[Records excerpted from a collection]
• • •

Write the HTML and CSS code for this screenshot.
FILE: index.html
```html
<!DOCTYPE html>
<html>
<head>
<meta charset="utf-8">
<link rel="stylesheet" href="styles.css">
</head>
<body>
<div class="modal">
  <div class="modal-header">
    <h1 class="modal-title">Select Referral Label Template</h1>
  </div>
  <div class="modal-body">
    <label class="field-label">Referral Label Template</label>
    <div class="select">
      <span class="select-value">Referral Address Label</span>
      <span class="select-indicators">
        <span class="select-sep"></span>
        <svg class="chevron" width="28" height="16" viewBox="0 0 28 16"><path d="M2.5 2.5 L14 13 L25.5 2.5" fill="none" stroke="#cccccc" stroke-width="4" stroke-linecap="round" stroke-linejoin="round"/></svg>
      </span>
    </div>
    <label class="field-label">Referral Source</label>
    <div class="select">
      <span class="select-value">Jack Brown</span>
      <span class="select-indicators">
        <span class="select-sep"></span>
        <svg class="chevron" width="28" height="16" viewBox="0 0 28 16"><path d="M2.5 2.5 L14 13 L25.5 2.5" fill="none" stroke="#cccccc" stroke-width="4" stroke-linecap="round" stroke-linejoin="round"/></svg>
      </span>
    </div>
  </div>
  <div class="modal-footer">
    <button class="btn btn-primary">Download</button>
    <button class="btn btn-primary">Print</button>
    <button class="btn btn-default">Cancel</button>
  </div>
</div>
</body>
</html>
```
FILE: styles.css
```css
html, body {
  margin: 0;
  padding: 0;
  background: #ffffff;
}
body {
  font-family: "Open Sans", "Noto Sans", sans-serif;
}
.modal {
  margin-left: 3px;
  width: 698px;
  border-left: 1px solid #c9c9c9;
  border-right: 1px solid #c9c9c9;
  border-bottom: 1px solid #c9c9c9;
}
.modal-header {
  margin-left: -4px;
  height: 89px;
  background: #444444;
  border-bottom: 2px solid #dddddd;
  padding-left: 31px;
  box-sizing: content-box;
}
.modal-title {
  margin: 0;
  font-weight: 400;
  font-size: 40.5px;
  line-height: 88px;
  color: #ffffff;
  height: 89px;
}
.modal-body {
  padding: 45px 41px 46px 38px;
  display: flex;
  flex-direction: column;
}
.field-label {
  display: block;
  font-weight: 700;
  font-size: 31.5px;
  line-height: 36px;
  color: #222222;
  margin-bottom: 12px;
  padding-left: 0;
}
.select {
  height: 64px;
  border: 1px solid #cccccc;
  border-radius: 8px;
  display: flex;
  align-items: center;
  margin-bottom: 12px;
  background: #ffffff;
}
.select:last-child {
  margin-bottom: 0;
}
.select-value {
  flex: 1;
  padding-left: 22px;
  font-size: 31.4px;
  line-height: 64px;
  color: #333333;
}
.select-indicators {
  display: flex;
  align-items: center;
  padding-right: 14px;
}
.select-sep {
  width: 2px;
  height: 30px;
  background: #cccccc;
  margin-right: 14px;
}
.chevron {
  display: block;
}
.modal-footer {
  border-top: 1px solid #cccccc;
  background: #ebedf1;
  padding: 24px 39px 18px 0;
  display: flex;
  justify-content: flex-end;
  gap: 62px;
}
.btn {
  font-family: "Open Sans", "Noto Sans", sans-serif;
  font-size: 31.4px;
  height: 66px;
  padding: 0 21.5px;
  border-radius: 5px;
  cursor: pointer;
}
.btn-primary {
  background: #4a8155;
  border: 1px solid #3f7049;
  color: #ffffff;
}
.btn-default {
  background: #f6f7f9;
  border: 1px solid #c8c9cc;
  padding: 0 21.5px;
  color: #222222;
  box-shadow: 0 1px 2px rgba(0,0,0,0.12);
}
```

• • •

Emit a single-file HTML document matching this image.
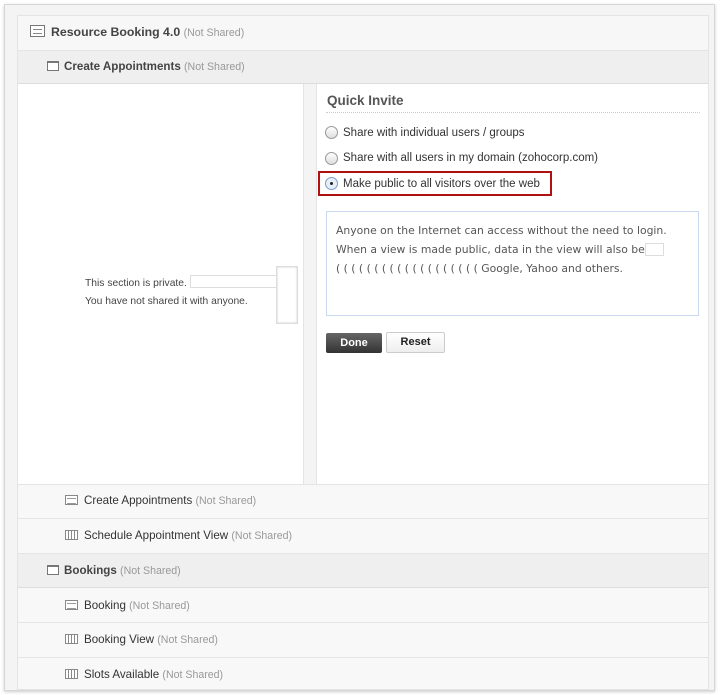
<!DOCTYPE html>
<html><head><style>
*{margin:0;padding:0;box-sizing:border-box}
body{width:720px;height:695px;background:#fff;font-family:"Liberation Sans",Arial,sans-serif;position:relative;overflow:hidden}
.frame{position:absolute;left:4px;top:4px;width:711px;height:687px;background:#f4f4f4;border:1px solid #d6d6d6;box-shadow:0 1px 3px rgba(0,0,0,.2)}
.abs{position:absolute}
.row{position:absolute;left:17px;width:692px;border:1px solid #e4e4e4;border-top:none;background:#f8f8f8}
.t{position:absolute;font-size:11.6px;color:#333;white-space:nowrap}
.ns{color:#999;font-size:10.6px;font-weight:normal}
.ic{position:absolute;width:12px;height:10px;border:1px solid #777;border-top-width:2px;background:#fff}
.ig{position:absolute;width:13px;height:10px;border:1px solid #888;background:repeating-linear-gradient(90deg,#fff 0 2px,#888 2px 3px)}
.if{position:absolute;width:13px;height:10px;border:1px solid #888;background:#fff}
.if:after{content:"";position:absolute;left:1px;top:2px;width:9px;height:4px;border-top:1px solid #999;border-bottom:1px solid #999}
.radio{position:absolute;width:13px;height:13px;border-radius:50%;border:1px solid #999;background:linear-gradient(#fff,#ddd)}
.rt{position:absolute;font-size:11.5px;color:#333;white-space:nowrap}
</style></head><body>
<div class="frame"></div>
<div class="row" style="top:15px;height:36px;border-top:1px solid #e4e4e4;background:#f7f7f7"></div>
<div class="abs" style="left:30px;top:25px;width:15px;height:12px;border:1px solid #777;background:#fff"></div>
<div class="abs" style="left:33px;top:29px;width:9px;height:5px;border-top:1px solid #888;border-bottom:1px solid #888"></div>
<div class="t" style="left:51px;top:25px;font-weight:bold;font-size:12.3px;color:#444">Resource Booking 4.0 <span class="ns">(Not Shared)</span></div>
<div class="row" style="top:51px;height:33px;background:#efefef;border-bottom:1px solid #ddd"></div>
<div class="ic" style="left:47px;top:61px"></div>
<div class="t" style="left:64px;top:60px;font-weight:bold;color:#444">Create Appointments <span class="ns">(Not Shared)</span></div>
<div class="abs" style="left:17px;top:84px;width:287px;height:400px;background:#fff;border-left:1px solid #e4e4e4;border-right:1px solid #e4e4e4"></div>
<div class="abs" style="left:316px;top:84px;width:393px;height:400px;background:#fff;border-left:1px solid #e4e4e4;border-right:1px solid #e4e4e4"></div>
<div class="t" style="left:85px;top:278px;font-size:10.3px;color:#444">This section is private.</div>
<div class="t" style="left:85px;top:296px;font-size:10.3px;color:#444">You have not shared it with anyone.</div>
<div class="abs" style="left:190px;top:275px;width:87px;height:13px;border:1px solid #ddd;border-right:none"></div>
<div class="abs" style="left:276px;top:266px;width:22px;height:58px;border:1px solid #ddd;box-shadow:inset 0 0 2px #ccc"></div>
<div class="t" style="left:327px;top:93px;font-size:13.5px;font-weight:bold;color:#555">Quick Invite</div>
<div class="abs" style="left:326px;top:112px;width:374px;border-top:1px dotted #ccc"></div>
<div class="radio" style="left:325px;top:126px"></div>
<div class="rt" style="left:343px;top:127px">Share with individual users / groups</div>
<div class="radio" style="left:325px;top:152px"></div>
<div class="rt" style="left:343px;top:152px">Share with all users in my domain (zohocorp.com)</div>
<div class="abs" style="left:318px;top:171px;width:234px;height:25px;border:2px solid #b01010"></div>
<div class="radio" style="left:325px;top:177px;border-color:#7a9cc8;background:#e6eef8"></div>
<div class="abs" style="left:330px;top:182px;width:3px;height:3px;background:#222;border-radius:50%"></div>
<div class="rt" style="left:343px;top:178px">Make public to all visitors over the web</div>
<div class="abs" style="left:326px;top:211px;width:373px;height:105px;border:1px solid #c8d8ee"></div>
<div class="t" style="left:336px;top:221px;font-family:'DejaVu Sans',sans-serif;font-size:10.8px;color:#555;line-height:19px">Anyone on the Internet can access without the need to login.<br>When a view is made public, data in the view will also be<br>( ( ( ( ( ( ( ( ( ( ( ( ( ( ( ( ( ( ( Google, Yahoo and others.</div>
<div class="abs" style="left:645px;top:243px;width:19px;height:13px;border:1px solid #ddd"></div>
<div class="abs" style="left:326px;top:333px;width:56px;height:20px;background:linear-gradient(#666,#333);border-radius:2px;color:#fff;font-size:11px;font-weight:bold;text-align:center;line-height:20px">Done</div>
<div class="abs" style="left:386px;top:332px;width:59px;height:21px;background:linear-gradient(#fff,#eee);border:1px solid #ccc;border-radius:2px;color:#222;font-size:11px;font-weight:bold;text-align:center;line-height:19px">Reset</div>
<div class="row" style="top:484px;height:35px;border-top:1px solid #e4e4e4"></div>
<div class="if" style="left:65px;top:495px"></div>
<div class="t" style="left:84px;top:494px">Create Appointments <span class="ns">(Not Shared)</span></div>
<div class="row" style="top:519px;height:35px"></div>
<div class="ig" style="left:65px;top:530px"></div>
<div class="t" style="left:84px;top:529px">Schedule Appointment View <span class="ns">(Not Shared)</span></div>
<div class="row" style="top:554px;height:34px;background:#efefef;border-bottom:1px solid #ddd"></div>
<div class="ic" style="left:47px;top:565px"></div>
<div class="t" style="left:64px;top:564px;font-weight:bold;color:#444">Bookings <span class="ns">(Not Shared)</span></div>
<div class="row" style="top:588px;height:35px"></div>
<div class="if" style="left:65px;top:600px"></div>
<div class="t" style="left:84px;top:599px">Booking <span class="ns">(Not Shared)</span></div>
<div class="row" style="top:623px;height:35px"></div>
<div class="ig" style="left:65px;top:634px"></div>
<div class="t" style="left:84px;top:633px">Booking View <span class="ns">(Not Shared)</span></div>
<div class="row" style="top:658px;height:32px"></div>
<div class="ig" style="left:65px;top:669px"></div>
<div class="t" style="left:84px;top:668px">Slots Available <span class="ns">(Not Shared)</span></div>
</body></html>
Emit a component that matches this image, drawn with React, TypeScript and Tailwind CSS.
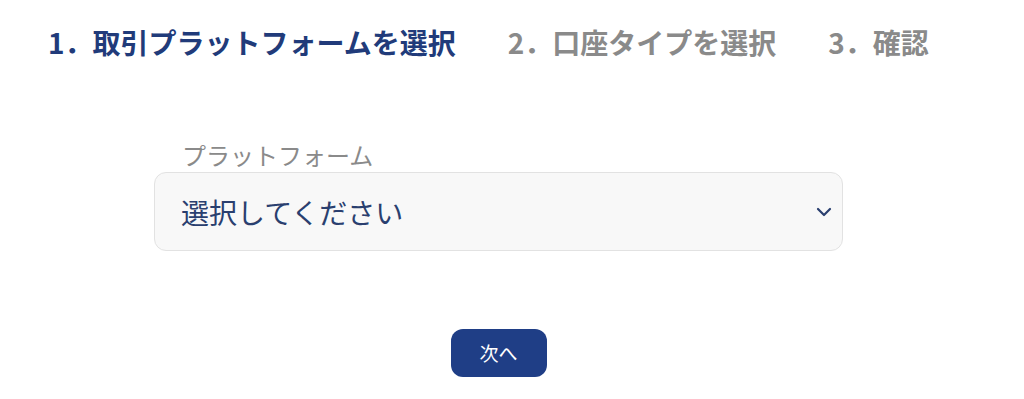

• • •

What the task asks
Return every line in the listing that contains the word "image".

Response below
Emit a single-file HTML document matching this image.
Emit a component that matches this image, drawn with React, TypeScript and Tailwind CSS.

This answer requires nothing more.